La quimera viral también incluye al gen que gobierna la producción de GM-CSF, lo cual permite que, conjuntamente con la activación del virus, se produzca la llegada de las células dendríticas hacia el lugar, las que dispararán la respuesta inmune específica potenciando la acción antitumoral.
“Estamos trabajando con melanoma y con tumores de páncreas, de ovario, gástrico, y de colon. Con este último estamos a las puertas de iniciar los ensayos clínicos”, revela Podhajcer.
Futuro de convivencia
La cantidad de casos de cáncer seguirá creciendo y un factor determinante para que eso ocurra es el aumento de la expectativa de vida. Vivir más tiempo incrementa la probabilidad de que alguna célula del cuerpo sufra una mutación que desencadene la enfermedad.
Aunque algunos cánceres se curan, la gran variedad de tumores hasta ahora conocidos, y la alta variabilidad de algunos de ellos hace improbable –al menos en el corto plazo– que se los pueda sanar a todos.

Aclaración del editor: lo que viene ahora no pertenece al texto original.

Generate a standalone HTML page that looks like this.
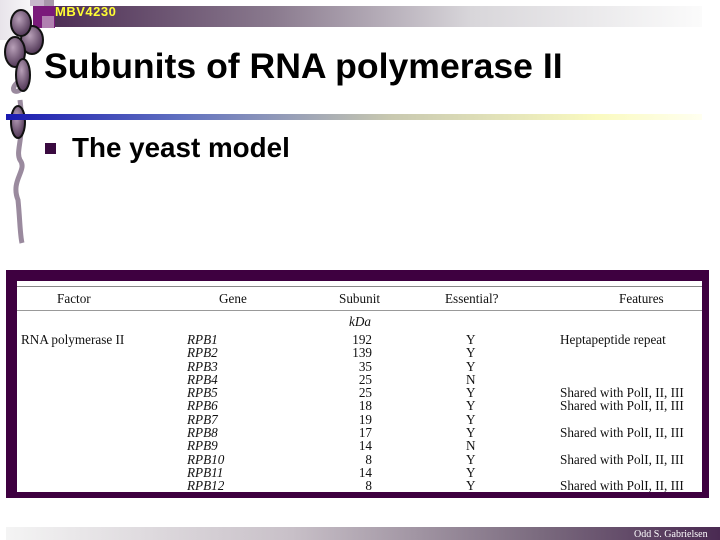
<!DOCTYPE html>
<html><head><meta charset="utf-8"><style>
body{margin:0;width:720px;height:540px;background:#fff;position:relative;overflow:hidden;font-family:"Liberation Sans",sans-serif}
.a{position:absolute}
.t{font-family:"Liberation Serif",serif;font-size:13.2px;color:#111;position:absolute;white-space:nowrap;line-height:13px}
.i{font-style:italic}
</style></head><body>
<div class="a" style="left:42px;top:6px;width:660px;height:21px;background:linear-gradient(90deg,#4a2a52,#8a7a8e 35%,#d8d6da 65%,#fbfbfb)"></div>
<div class="a" style="left:0;top:0;width:45px;height:40px;background:linear-gradient(90deg,#e8e4ea,#fff)"></div>
<div class="a" style="left:30px;top:0;width:14px;height:6px;background:#c8b8cc"></div>
<div class="a" style="left:44px;top:0;width:10px;height:8px;background:#a898aa"></div>
<div class="a" style="left:33px;top:6px;width:22px;height:22px;background:#7a1a7a"></div>
<div class="a" style="left:42px;top:16px;width:12px;height:12px;background:#b080b0"></div>
<div class="a" style="left:55px;top:4px;font-size:13px;font-weight:bold;color:#ffff33;letter-spacing:0.5px">MBV4230</div>
<svg class="a" style="left:0;top:0" width="60" height="250">
<defs><radialGradient id="g" cx="0.4" cy="0.35" r="0.7"><stop offset="0" stop-color="#b8a0b8"/><stop offset="1" stop-color="#4a3050"/></radialGradient></defs>
<path d="M22 80 C10 85 12 95 20 90 M20 100 C25 140 15 150 20 160 C28 170 10 180 18 200 C20 220 20 235 22 243" stroke="#9a8a9e" stroke-width="5" fill="none"/>
<ellipse cx="32" cy="40" rx="11" ry="14" fill="url(#g)" stroke="#111" stroke-width="2"/>
<ellipse cx="21" cy="23" rx="10" ry="13" fill="url(#g)" stroke="#111" stroke-width="2"/>
<ellipse cx="15" cy="52" rx="10" ry="15" fill="url(#g)" stroke="#111" stroke-width="2"/>
<ellipse cx="23" cy="75" rx="7" ry="16" fill="url(#g)" stroke="#111" stroke-width="2"/>
<ellipse cx="18" cy="122" rx="7" ry="16" fill="url(#g)" stroke="#111" stroke-width="2"/>
</svg>
<div class="a" style="left:44px;top:46px;font-size:35.6px;font-weight:bold;color:#000">Subunits of RNA polymerase II</div>
<div class="a" style="left:6px;top:114px;width:696px;height:6px;background:linear-gradient(90deg,#1a1ab0,#6070c0 25%,#c8c8b0 55%,#fafac0 85%,#fffff0)"></div>
<div class="a" style="left:45px;top:143px;width:11px;height:11px;background:#3a0a40"></div>
<div class="a" style="left:72px;top:132px;font-size:27.8px;font-weight:bold;color:#000">The yeast model</div>
<div class="a" style="left:6px;top:270px;width:703px;height:228px;background:#3e0040"></div>
<div class="a" style="left:17px;top:281px;width:685px;height:211px;background:#fff"></div>
<div class="a" style="left:17px;top:286px;width:685px;height:1px;background:#888"></div>
<div class="a" style="left:17px;top:310px;width:685px;height:1px;background:#999"></div>
<div class="t" style="left:57px;top:292px">Factor</div>
<div class="t" style="left:219px;top:292px">Gene</div>
<div class="t" style="left:339px;top:292px">Subunit</div>
<div class="t" style="left:445px;top:292px">Essential?</div>
<div class="t" style="left:619px;top:292px">Features</div>
<div class="t i" style="left:349px;top:315px">kDa</div>
<div class="t" style="left:21px;top:333px">RNA polymerase II</div>
<div class="t i" style="left:187px;top:333px;line-height:13.3px">RPB1<br>RPB2<br>RPB3<br>RPB4<br>RPB5<br>RPB6<br>RPB7<br>RPB8<br>RPB9<br>RPB10<br>RPB11<br>RPB12</div>
<div class="t" style="left:340px;width:32px;text-align:right;top:333px;line-height:13.3px">192<br>139<br>35<br>25<br>25<br>18<br>19<br>17<br>14<br>8<br>14<br>8</div>
<div class="t" style="left:466px;top:333px;line-height:13.3px">Y<br>Y<br>Y<br>N<br>Y<br>Y<br>Y<br>Y<br>N<br>Y<br>Y<br>Y</div>
<div class="t" style="left:560px;top:333px;line-height:13.3px">Heptapeptide repeat<br><br><br><br>Shared with PolI, II, III<br>Shared with PolI, II, III<br><br>Shared with PolI, II, III<br><br>Shared with PolI, II, III<br><br>Shared with PolI, II, III</div>
<div class="a" style="left:6px;top:527px;width:714px;height:13px;background:linear-gradient(90deg,#f4f4f4,#c8c0c8 40%,#7a6a7e 75%,#4a2a52)"></div>
<div class="a" style="left:634px;top:529px;font-family:'Liberation Serif',serif;font-size:10px;color:#fff">Odd S. Gabrielsen</div>
</body></html>
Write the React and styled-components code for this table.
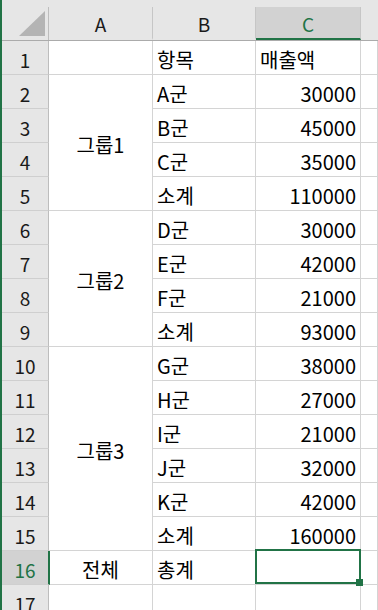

No obstante, el corpus creciente de conocimiento sobre este conjunto de patologías y el consecuente desarrollo de nuevas formas de tratarlas, así como el diagnóstico temprano, están aumentando la sobrevida de los pacientes.
“Todavía no hay forma de que una única droga sea capaz de eliminar un tumor”, opina Podhajcer. “Así como los cócteles de drogas funcionaron perfectamente para la infección por VIH, creo que para el tratamiento del cáncer también va a aparecer la idea de los cócteles que extiendan la sobrevida”, concuerda Rabinovich y añade: “Se trata de ir ganando tiempo”.